WHAT IS REQUIRED:
Exclude pictures. Extract exactly the lines from the one that contains "Give me the" down to the one that contains "string; time: string;", both included.

>> Begin DATA RECORDS

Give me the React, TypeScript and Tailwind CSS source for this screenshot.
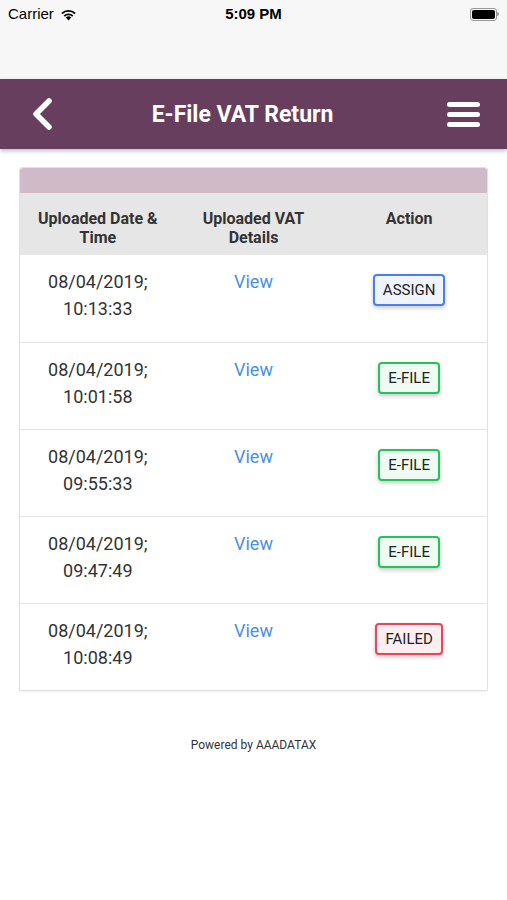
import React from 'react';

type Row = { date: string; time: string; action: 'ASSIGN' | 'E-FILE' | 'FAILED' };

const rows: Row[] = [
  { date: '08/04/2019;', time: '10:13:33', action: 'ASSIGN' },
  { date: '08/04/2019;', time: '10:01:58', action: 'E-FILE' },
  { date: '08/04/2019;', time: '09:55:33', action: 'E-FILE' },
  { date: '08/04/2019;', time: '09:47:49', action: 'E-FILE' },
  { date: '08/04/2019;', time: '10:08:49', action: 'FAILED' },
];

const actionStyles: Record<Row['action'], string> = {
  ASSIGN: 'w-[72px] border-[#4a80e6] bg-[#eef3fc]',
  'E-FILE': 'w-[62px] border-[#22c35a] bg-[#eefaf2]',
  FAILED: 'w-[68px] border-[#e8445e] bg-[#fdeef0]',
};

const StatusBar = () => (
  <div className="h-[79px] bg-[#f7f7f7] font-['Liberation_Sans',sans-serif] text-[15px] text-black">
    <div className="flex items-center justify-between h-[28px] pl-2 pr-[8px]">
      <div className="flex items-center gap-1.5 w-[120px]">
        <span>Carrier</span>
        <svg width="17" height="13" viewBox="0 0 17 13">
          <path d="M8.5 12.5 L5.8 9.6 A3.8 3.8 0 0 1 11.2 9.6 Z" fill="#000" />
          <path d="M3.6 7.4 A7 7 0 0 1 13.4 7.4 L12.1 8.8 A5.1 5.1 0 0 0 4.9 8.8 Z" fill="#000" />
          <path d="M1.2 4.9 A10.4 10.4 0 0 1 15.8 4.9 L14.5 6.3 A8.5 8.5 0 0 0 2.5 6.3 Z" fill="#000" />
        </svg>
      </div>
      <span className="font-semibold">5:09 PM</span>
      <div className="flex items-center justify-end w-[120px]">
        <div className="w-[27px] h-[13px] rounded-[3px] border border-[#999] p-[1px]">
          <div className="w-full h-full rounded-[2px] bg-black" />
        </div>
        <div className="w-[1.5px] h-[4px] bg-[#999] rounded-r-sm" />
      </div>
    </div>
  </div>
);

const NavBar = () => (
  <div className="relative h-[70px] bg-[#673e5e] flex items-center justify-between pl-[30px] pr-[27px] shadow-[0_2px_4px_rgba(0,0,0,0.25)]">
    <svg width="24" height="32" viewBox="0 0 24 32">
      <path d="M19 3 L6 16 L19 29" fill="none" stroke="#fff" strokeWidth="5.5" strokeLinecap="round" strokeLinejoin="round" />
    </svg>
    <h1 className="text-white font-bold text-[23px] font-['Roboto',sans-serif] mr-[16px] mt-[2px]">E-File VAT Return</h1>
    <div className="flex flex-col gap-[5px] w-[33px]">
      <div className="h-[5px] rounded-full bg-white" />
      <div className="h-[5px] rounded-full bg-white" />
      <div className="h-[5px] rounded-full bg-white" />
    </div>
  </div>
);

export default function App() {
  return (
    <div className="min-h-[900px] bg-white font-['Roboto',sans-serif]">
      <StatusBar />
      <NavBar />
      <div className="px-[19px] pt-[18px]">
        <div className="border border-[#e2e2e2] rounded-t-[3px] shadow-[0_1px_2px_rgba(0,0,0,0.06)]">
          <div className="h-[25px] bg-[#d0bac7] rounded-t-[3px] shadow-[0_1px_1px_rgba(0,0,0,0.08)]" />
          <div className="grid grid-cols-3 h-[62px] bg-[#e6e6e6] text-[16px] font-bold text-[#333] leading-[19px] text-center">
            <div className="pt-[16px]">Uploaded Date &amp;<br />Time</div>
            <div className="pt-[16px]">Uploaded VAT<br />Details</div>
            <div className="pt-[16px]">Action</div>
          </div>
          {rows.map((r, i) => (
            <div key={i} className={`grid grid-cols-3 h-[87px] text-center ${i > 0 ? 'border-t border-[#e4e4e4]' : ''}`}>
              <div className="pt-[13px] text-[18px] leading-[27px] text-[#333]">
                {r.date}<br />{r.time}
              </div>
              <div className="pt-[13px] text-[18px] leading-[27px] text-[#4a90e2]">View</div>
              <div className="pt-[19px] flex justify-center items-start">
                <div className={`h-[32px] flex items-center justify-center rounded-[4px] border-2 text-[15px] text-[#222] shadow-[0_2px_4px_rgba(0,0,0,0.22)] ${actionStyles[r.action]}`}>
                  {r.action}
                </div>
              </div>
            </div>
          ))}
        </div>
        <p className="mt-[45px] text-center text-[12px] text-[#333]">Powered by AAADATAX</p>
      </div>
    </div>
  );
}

>> End DATA RECORDS
>> Begin DATA RECORDS

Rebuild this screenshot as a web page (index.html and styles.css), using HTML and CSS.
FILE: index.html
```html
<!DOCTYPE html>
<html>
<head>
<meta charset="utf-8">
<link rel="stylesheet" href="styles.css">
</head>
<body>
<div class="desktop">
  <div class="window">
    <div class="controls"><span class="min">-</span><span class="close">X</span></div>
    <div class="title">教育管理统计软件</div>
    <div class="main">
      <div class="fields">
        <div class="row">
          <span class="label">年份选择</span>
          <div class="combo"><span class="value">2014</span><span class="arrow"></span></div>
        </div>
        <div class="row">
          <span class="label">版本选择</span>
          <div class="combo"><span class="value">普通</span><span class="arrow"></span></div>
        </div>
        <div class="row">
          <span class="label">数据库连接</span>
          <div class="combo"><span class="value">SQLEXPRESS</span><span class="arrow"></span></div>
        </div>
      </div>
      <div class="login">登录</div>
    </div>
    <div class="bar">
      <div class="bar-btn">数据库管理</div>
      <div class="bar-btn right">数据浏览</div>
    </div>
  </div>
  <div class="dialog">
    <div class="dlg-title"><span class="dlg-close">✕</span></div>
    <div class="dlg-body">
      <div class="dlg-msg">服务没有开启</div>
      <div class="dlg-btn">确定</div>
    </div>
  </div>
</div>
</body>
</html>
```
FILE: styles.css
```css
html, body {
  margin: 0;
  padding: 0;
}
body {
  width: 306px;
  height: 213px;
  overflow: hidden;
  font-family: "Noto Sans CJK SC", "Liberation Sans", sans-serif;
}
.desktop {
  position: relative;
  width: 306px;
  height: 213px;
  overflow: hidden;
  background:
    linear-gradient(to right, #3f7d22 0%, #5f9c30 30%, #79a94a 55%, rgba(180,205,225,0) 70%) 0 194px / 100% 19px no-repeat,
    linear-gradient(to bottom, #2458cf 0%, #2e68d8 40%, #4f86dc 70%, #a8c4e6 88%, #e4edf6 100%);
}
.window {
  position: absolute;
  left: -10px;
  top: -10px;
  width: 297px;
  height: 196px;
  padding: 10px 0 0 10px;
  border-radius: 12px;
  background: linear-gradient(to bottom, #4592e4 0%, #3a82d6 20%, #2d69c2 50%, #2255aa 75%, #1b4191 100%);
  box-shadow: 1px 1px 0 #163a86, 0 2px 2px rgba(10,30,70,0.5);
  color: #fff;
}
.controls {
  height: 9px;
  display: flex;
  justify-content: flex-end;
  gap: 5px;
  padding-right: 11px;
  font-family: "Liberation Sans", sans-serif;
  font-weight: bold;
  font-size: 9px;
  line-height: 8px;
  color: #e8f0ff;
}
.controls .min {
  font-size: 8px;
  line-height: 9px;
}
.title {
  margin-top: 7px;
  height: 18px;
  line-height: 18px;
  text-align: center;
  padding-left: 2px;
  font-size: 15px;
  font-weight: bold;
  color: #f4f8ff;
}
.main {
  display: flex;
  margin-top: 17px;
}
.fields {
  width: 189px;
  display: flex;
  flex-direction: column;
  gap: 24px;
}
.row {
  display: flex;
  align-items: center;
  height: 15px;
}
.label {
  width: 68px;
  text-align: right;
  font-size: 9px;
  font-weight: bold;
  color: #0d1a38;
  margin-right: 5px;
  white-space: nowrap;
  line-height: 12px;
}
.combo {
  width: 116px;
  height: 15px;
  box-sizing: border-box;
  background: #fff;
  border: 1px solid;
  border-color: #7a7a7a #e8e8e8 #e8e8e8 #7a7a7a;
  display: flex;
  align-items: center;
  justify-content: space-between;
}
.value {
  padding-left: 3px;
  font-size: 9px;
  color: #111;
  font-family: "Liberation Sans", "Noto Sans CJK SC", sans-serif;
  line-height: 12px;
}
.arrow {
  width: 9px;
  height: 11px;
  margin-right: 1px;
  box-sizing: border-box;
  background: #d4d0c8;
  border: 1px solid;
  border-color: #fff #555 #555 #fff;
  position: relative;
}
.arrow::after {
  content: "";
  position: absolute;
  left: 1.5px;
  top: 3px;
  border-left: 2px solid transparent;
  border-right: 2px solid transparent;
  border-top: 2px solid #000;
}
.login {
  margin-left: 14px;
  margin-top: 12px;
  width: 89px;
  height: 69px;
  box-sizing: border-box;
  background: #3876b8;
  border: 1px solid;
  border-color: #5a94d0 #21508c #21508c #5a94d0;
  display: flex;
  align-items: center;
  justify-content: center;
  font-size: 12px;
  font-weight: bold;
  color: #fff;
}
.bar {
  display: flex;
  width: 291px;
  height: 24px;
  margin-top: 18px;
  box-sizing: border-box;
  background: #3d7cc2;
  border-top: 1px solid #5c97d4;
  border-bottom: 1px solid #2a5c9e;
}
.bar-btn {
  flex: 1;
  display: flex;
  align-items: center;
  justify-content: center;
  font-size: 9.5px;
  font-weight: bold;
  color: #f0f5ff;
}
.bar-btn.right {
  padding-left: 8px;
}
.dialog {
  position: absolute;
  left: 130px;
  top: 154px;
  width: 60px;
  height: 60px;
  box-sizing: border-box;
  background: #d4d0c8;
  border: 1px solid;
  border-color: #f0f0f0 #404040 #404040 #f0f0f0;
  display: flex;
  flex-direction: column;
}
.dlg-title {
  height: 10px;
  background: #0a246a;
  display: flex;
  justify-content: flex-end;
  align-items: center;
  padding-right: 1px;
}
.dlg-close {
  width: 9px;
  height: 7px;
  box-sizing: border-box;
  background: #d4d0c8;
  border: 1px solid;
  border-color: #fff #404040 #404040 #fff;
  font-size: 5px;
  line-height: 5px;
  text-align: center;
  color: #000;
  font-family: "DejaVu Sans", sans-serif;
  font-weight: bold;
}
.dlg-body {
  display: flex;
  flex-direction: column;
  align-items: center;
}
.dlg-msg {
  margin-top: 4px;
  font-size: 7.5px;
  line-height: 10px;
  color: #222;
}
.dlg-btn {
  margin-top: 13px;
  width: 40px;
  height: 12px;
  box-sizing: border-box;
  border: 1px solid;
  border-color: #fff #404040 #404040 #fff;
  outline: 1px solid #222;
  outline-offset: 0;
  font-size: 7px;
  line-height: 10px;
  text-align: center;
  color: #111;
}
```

>> End DATA RECORDS

SOLUTION:
Give me the React, TypeScript and Tailwind CSS source for this screenshot.
import React from 'react';

type Row = { date: string; time: string; action: 'ASSIGN' | 'E-FILE' | 'FAILED' };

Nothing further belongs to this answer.